▶ DATA EXTRACT

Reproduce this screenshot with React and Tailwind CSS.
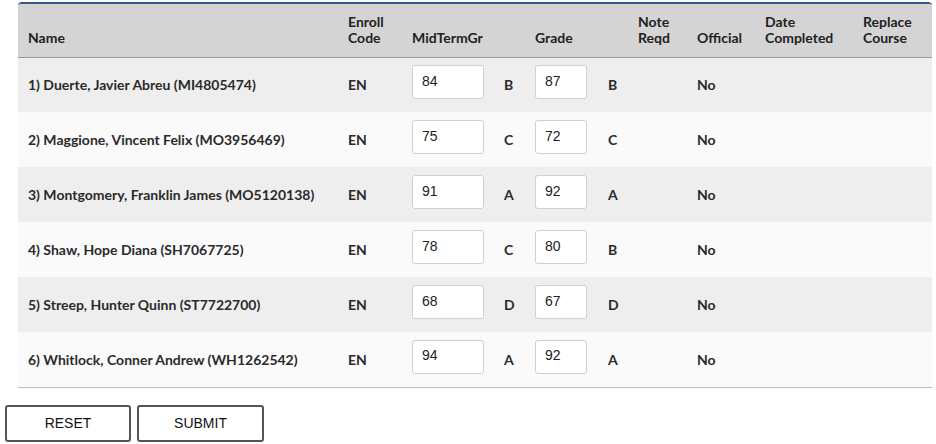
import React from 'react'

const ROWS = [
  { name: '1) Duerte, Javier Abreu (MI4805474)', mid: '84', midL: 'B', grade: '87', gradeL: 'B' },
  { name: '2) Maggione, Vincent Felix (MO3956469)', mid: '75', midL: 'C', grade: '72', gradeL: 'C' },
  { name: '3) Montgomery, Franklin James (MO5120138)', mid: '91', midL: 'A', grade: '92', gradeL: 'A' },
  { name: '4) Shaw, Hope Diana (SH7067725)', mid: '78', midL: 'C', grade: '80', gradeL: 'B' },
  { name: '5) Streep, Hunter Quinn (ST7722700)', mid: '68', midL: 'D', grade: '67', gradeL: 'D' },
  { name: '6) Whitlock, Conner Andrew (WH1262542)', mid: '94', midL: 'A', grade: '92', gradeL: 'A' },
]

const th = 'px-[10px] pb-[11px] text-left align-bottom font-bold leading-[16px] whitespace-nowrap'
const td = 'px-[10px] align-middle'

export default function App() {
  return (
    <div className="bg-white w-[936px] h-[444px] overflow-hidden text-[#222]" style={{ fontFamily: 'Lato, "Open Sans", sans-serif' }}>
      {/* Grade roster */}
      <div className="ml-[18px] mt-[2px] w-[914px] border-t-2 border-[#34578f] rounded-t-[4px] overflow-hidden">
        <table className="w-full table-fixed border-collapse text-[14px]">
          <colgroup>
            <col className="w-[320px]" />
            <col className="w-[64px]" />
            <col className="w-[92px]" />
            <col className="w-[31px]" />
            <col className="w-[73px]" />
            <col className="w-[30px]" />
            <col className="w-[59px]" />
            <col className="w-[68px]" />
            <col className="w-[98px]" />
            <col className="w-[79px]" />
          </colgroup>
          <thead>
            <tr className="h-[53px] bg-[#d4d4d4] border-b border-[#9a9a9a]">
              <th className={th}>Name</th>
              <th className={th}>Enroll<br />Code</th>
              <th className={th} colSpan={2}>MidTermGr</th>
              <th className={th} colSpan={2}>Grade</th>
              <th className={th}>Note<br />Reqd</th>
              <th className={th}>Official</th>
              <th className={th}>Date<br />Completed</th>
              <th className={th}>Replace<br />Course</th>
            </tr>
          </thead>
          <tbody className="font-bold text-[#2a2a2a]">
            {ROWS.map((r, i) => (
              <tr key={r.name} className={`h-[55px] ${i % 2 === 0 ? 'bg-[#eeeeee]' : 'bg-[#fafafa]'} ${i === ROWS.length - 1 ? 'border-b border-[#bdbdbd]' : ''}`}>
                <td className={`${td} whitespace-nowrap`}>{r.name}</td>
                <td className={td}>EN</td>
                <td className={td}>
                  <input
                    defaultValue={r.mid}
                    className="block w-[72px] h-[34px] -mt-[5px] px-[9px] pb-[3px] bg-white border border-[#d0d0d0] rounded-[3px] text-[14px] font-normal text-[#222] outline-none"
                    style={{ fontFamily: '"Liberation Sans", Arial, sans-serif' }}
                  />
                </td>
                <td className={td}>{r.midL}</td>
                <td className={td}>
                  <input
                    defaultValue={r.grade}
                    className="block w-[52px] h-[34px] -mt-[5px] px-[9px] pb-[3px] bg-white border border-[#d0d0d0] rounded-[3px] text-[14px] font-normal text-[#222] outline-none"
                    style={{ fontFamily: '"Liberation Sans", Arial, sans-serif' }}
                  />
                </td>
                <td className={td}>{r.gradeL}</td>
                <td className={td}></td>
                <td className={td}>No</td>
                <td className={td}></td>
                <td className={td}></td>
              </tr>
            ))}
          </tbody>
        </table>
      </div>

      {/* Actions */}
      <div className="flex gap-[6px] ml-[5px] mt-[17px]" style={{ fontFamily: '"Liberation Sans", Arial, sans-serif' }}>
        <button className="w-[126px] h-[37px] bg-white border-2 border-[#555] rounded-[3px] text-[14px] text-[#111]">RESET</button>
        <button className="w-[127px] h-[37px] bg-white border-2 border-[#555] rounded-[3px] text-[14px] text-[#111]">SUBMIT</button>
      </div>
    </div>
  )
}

▶ TASK STATEMENT
Make an exact copy of the lines from the top of the material through the line with "const td = 'px-[10px] align-middle'", pictures excluded.

▶ TASK SOLUTION
Reproduce this screenshot with React and Tailwind CSS.
import React from 'react'

const ROWS = [
  { name: '1) Duerte, Javier Abreu (MI4805474)', mid: '84', midL: 'B', grade: '87', gradeL: 'B' },
  { name: '2) Maggione, Vincent Felix (MO3956469)', mid: '75', midL: 'C', grade: '72', gradeL: 'C' },
  { name: '3) Montgomery, Franklin James (MO5120138)', mid: '91', midL: 'A', grade: '92', gradeL: 'A' },
  { name: '4) Shaw, Hope Diana (SH7067725)', mid: '78', midL: 'C', grade: '80', gradeL: 'B' },
  { name: '5) Streep, Hunter Quinn (ST7722700)', mid: '68', midL: 'D', grade: '67', gradeL: 'D' },
  { name: '6) Whitlock, Conner Andrew (WH1262542)', mid: '94', midL: 'A', grade: '92', gradeL: 'A' },
]

const th = 'px-[10px] pb-[11px] text-left align-bottom font-bold leading-[16px] whitespace-nowrap'
const td = 'px-[10px] align-middle'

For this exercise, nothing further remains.